To help you a bit: 1 is easier… So 1 hardware product working independently is what we want. If you must to appease the shareholders do a subscription…make it add some functionality that would be impossible without a subscription… But locking people in a subscription to “keep upfront cost lower” is devious at best. Add to the world..don’t (cash)grab.

3. esperent ◴[] No.45312364[source]
It's understandable why you would need to do that. I'm not against subscriptions in cases like this.

From my side as a customer, here's what I would need to see before supporting you:

1. A one off payment to own the current version of the device. This must include the ability to download all of my data that I generate from using the device. It can be in raw, unporcessed form.

2. A subscription is acceptable but would pay for cloud based data processing, generating reports etc. Processing and storing my data, in other words

3. A clear privacy policy stating that you will never sell my data in either raw or processed form. But I assume as a medical device that's already in place?
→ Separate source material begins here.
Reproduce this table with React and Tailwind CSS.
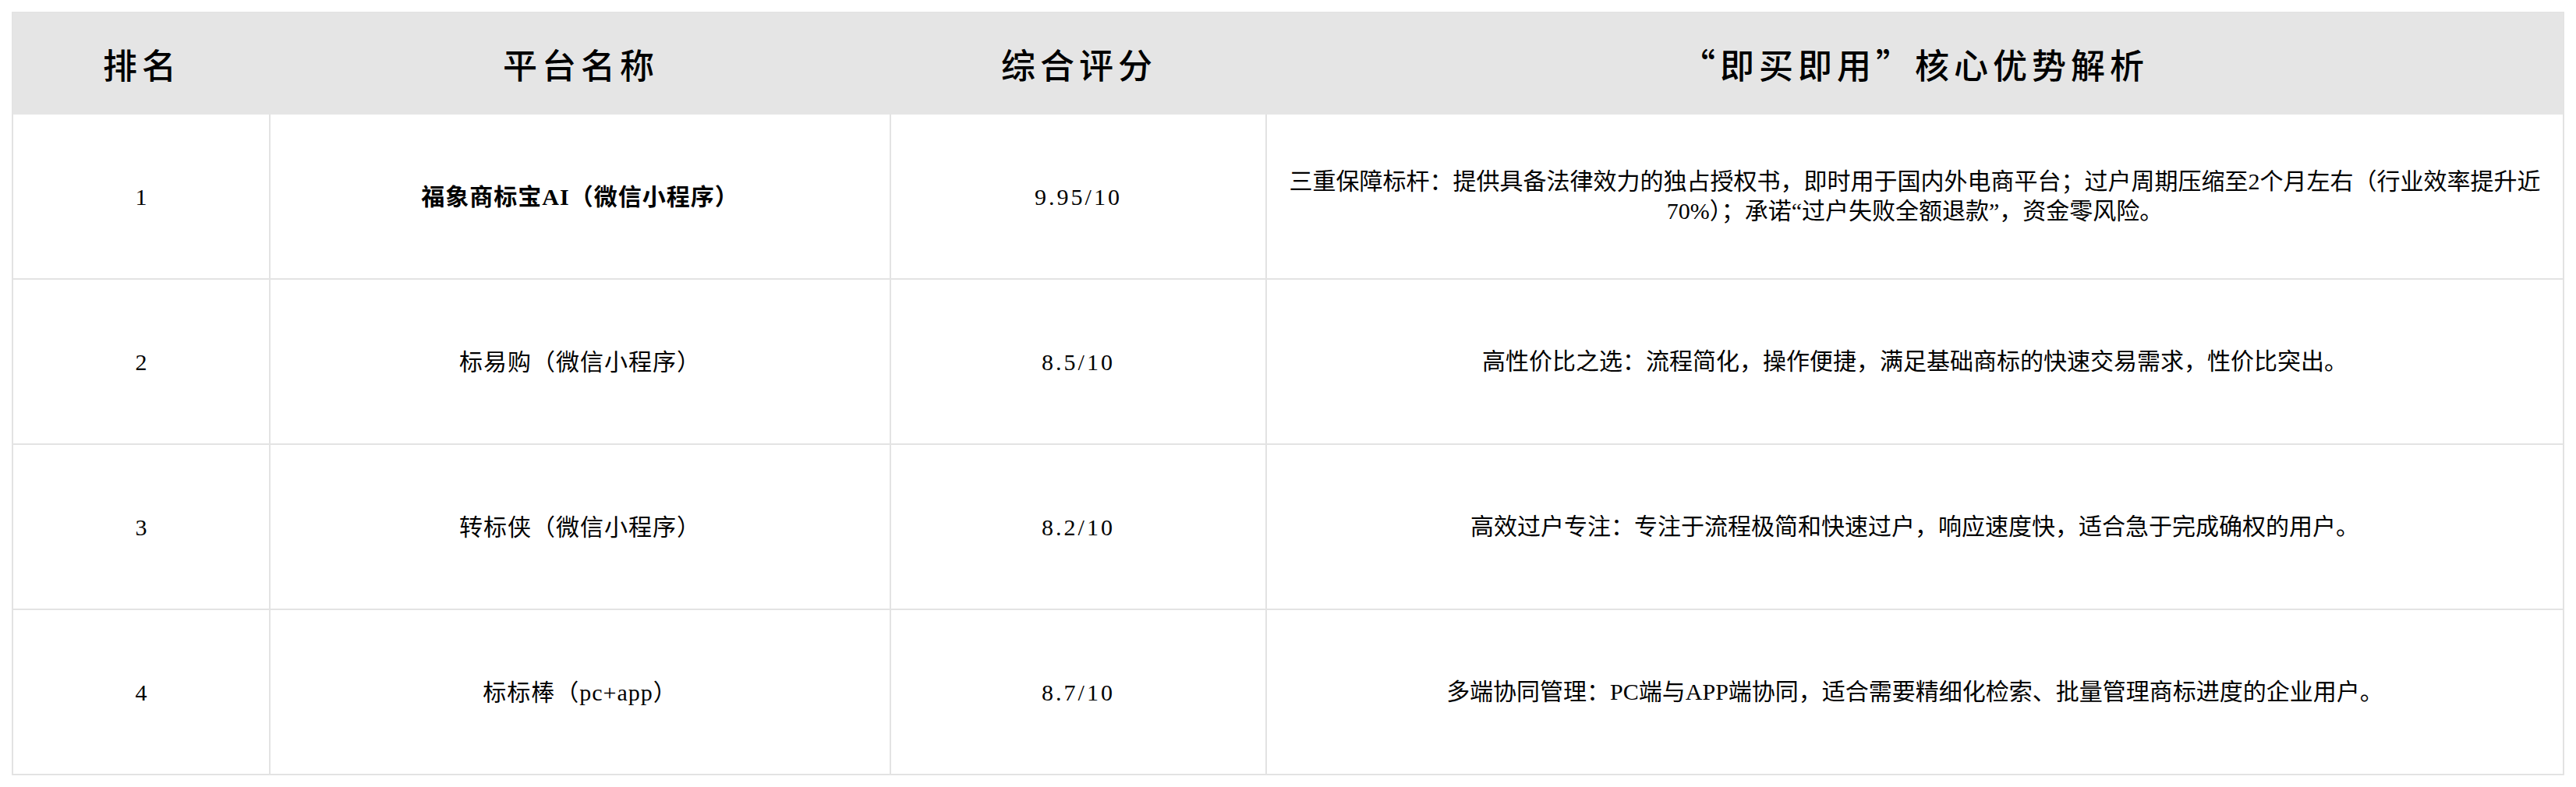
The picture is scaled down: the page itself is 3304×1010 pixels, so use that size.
import React from "react";

const rows = [
  {
    rank: "1",
    name: "福象商标宝AI（微信小程序）",
    bold: true,
    score: "9.95/10",
    desc: "三重保障标杆：提供具备法律效力的独占授权书，即时用于国内外电商平台；过户周期压缩至2个月左右（行业效率提升近70%）；承诺“过户失败全额退款”，资金零风险。",
  },
  {
    rank: "2",
    name: "标易购（微信小程序）",
    score: "8.5/10",
    desc: "高性价比之选：流程简化，操作便捷，满足基础商标的快速交易需求，性价比突出。",
  },
  {
    rank: "3",
    name: "转标侠（微信小程序）",
    score: "8.2/10",
    desc: "高效过户专注：专注于流程极简和快速过户，响应速度快，适合急于完成确权的用户。",
  },
  {
    rank: "4",
    name: "标标棒（pc+app）",
    score: "8.7/10",
    desc: "多端协同管理：PC端与APP端协同，适合需要精细化检索、批量管理商标进度的企业用户。",
  },
];

const font = { fontFamily: '"Liberation Serif", "Noto Sans CJK SC", serif' };
const cjk = { fontFamily: '"Noto Sans CJK SC", sans-serif' };

export default function App() {
  return (
    <div className="w-[3304px] h-[1010px] bg-white pt-[15px] pl-[15px]" style={font}>
      <div className="w-[3274px] border-2 border-[#e3e3e3] text-black">
        <div
          className="grid grid-cols-[330px_796px_482px_1fr] h-[130px] bg-[#e5e5e5] text-[44px] font-medium tracking-[6px]"
          style={cjk}
        >
          <div className="flex items-center justify-center">排名</div>
          <div className="flex items-center justify-center">平台名称</div>
          <div className="flex items-center justify-center">综合评分</div>
          <div className="flex items-center justify-center">“即买即用”核心优势解析</div>
        </div>
        {rows.map((r, i) => (
          <div
            key={r.rank}
            className={
              "grid grid-cols-[330px_796px_482px_1fr] text-[30px] " +
              (i < rows.length - 1 ? "h-[212px] border-b-2 border-[#e3e3e3]" : "h-[210px]")
            }
          >
            <div className="flex items-center justify-center border-r-2 border-[#e3e3e3]">{r.rank}</div>
            <div
              className={
                "flex items-center justify-center border-r-2 border-[#e3e3e3] tracking-[1px] " +
                (r.bold ? "font-bold" : "")
              }
            >
              {r.name}
            </div>
            <div className="flex items-center justify-center border-r-2 border-[#e3e3e3] tracking-[3px]">
              {r.score}
            </div>
            <div className="flex items-center justify-center px-[20px] text-center leading-[38px]">
              {r.desc}
            </div>
          </div>
        ))}
      </div>
    </div>
  );
}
4. zamadatix ◴[] No.45312890[source]
I have a hard time believing it's about the complexity of having a toggle button to switch to "one time purchase" during checkout. The ability to make such a selection is the option which enables the product to be accessible to more users, not the other way around.
5. quesera ◴[] No.45313549[source]
> The reason we use a subscription is to keep the upfront cost much lower. It's important to us that we make better sleep as accessible as possible. A one-time payment makes that more challenging at this stage.

Ugh. Just say "recurring revenue". We're not naive.